▶ _Provided records_:
——————

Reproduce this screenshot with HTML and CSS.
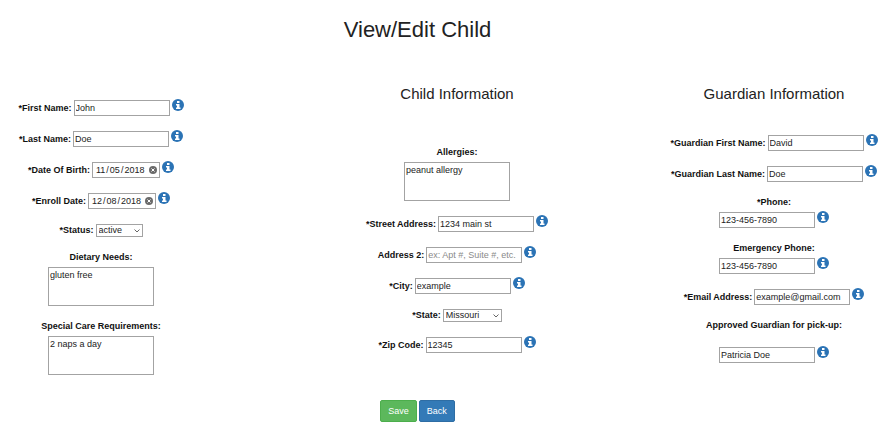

——————

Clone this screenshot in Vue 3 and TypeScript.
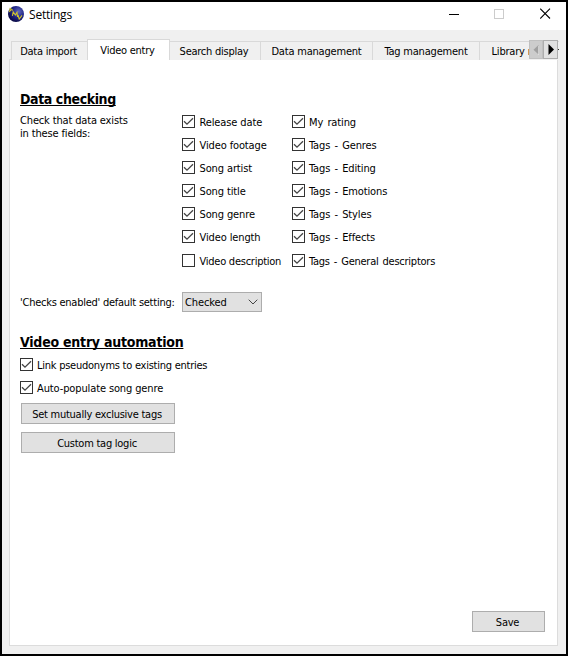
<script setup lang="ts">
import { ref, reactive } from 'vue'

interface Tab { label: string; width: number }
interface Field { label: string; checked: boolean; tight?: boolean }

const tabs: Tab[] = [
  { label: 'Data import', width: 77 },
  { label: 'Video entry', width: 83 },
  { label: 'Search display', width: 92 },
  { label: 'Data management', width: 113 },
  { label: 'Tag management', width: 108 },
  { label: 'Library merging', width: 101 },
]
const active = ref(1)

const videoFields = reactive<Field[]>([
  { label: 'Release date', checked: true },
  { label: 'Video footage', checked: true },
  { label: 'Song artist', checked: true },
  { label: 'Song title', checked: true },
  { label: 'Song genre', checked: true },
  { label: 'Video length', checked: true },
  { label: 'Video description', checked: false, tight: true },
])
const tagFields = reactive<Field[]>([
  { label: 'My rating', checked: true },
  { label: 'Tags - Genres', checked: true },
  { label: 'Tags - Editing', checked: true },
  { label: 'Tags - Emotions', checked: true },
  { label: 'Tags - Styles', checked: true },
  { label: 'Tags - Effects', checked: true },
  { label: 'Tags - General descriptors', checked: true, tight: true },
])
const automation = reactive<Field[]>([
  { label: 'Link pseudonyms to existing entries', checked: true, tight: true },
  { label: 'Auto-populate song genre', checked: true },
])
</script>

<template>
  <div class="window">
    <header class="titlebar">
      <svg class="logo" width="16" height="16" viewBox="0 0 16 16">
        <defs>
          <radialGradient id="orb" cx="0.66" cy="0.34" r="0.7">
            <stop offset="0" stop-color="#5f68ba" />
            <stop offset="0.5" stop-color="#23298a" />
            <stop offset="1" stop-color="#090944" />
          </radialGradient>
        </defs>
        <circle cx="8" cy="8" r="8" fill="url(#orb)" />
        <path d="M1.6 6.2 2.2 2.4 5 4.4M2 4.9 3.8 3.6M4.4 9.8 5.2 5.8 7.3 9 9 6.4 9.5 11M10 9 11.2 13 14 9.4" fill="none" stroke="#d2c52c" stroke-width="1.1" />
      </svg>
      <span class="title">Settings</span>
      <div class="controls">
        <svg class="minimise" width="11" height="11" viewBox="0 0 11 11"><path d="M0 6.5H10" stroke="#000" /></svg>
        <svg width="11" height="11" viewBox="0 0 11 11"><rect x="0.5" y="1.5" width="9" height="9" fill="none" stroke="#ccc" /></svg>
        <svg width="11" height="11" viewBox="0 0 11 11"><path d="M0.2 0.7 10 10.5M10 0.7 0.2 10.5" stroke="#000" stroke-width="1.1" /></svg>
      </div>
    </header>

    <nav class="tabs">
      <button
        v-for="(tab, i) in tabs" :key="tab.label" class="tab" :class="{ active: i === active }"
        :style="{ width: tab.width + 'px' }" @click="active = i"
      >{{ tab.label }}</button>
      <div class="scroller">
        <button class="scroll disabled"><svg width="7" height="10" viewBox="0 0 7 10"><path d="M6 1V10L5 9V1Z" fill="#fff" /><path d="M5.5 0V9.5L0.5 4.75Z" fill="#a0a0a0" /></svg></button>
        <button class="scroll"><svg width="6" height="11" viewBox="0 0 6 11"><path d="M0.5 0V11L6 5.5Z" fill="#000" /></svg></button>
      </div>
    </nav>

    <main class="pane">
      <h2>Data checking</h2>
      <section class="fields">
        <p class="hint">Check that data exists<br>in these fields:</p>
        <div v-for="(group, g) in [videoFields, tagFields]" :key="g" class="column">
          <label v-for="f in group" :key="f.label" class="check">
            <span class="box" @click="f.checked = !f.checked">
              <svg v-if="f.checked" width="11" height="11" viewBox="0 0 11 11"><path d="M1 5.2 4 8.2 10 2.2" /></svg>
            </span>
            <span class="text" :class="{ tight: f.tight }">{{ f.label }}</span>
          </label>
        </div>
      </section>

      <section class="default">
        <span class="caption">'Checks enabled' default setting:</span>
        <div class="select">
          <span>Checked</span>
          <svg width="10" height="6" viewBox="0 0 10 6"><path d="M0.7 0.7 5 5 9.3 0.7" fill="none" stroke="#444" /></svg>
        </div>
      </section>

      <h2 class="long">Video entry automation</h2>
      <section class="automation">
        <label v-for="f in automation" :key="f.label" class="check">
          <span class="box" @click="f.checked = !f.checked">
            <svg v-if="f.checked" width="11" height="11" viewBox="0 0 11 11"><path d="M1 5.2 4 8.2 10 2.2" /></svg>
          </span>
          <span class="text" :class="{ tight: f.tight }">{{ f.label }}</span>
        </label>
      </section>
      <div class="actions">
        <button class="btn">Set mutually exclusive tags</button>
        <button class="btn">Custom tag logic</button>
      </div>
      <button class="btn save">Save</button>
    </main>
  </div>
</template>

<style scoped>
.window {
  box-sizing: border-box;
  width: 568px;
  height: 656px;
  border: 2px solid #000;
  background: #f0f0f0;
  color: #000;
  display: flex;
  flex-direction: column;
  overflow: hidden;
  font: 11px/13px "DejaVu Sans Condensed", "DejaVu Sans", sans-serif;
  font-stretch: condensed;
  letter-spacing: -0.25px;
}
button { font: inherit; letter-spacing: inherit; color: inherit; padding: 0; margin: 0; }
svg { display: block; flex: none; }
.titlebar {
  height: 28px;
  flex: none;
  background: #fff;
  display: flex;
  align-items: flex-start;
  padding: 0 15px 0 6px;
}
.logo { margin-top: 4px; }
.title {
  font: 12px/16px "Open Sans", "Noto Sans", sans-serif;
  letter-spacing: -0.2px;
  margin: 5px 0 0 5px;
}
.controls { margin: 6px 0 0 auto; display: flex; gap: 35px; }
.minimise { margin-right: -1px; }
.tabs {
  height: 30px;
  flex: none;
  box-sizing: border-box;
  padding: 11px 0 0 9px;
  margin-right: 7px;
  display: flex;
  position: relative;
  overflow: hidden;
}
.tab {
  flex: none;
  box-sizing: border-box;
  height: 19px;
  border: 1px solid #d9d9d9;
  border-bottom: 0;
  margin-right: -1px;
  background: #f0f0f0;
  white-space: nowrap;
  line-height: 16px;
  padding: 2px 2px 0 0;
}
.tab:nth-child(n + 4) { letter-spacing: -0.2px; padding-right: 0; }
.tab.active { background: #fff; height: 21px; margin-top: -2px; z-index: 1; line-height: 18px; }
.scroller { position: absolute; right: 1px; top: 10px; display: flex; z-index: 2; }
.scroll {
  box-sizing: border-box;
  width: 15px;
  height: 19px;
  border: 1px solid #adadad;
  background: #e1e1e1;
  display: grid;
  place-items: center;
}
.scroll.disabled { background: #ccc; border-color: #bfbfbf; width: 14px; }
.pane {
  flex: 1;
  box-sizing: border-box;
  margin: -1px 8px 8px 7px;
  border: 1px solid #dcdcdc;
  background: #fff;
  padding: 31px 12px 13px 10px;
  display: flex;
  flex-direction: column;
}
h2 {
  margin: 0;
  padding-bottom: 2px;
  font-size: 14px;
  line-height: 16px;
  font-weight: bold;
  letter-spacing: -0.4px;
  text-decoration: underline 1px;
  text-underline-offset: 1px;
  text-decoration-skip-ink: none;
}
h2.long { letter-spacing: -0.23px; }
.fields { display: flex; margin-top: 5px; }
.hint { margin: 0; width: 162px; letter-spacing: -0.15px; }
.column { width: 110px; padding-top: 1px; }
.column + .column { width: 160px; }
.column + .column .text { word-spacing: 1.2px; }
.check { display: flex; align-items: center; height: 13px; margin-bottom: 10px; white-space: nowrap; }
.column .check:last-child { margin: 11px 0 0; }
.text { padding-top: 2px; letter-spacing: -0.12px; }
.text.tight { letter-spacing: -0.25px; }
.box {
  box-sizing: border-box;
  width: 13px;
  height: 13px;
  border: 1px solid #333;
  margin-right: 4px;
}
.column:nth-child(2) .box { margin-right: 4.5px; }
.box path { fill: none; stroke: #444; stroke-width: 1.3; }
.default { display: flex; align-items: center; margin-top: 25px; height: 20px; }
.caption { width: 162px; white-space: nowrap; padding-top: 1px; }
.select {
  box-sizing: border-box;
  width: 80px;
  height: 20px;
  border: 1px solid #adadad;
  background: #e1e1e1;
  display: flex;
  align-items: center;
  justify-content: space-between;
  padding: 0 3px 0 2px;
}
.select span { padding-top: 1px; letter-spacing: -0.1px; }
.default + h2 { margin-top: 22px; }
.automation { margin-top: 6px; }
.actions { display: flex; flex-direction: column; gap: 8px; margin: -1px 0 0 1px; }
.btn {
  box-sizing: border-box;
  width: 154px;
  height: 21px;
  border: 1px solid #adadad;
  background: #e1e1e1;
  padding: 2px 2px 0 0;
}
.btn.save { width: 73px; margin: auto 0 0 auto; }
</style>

——————

▶ _Instruction_: Gather every line containing the word "this" and copy it.

▶ _Response_:
Reproduce this screenshot with HTML and CSS.
Clone this screenshot in Vue 3 and TypeScript.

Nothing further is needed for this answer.